İzmir’de Başlayan Hukuk Mücadelesi
İzmir’in Karşıyaka ilçesinde oto ve emlak alım satımı yapan Olgun Demirtaş, 2021 yılının Şubat ayında özel bir hastanede belindeki bir beze nedeniyle ameliyat oldu. Operasyona rağmen ağrıları dinmeyen ve sağ bacağına da yayılan Demirtaş, 25 Eylül 2022 tarihinde Sağlık Bilimleri Üniversitesi Dr. Suat Seren Göğüs Hastalıkları ve Cerrahisi Eğitim Araştırma Hastanesi’ne başvurdu. Tedavisi devam ederken Olgun Demirtaş, 2 Kasım‘da hayatını kaybetti.
Vefatın ardından ağabeyi Cantekin Demirtaş, kardeşinin ölümünde tıbbi ihmal olduğunu ve tedavi sürecinde Dr. E.Y.’nin Küba’dan ilaç getirme vaadiyle kendilerinden 480 bin TL aldığını, bu işlem karşılığında ise herhangi bir belge vermediğini iddia ederek savcılığa suç duyurusunda bulundu.
Mahkemeden Beraat Kararı Çıktı
Yapılan yargılama sonucunda mahkeme, sanık doktor E.Y.’nin üzerine atılı “kişinin içinde bulunduğu tehlikeli durum veya zor şartlardan yararlanmak suretiyle nitelikli dolandırıcılık” suçunu işlediğine dair yeterli delil bulunamadığına hükmederek beraatine karar verdi.

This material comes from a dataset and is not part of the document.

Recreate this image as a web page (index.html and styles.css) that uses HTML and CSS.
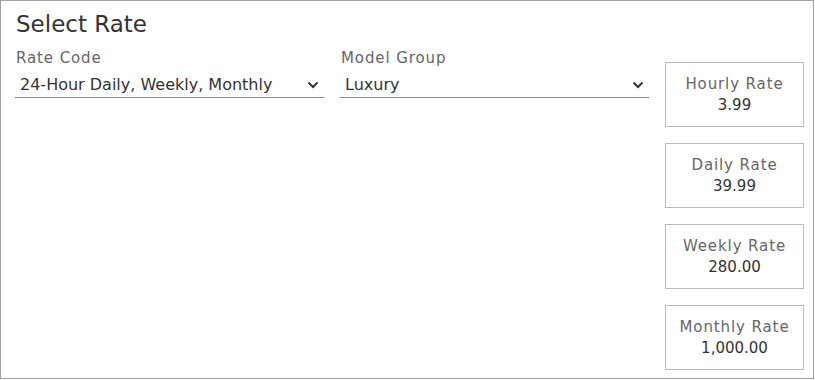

Avukat Ceng Düzgüner’den Dikkat Çeken Savunma
Beraat kararının ardından Dr. E.Y.’nin avukatı Ceng Düzgüner, SABAH’a önemli açıklamalarda bulundu. Düzgüner, savunmasında şu noktalara dikkat çekti:
“Olgun Demirtaş 2 Kasım 2023’te vefat ediyor. Şikayet ise vefattan tam 9 ay sonra, 9 Haziran 2024’te yapılıyor. Bu 9 aylık sürede neden böyle bir iddiada bulunulmadı? İfadelerinde, 200 liralık banknotlardan oluşan 500 bin lirayı deri ceketinin cebine koyduğunu iddia ediyor. Bu miktardaki bir paranın bir ceket cebine sığması fiziksel olarak imkansızdır. Biz de bu durumu kanıtlamak için 500 bin liranın ne kadar hacim kapladığını gösteren bir fotoğraf çektirdik.”
Sağlık Bakanlığı Raporu da Beraati Destekledi
Avukat Düzgüner, Sağlık Bakanlığı tarafından yürütülen idari soruşturmaya da değindi. Düzgüner, “Sağlık Bakanlığı’nın 16 Eylül 2024 tarihli raporunda, hastanın hastaneye ilk başvurusundan vefatına kadar geçen sürede tüm gerekli tetkik ve tedavilerin eksiksiz yapıldığı ve hastayı takip eden hekimlerin herhangi bir kusurunun bulunmadığı açıkça belirtilmiştir. Bu bilirkişi raporu, müvekkilimin masumiyetini teyit etmektedir” dedi.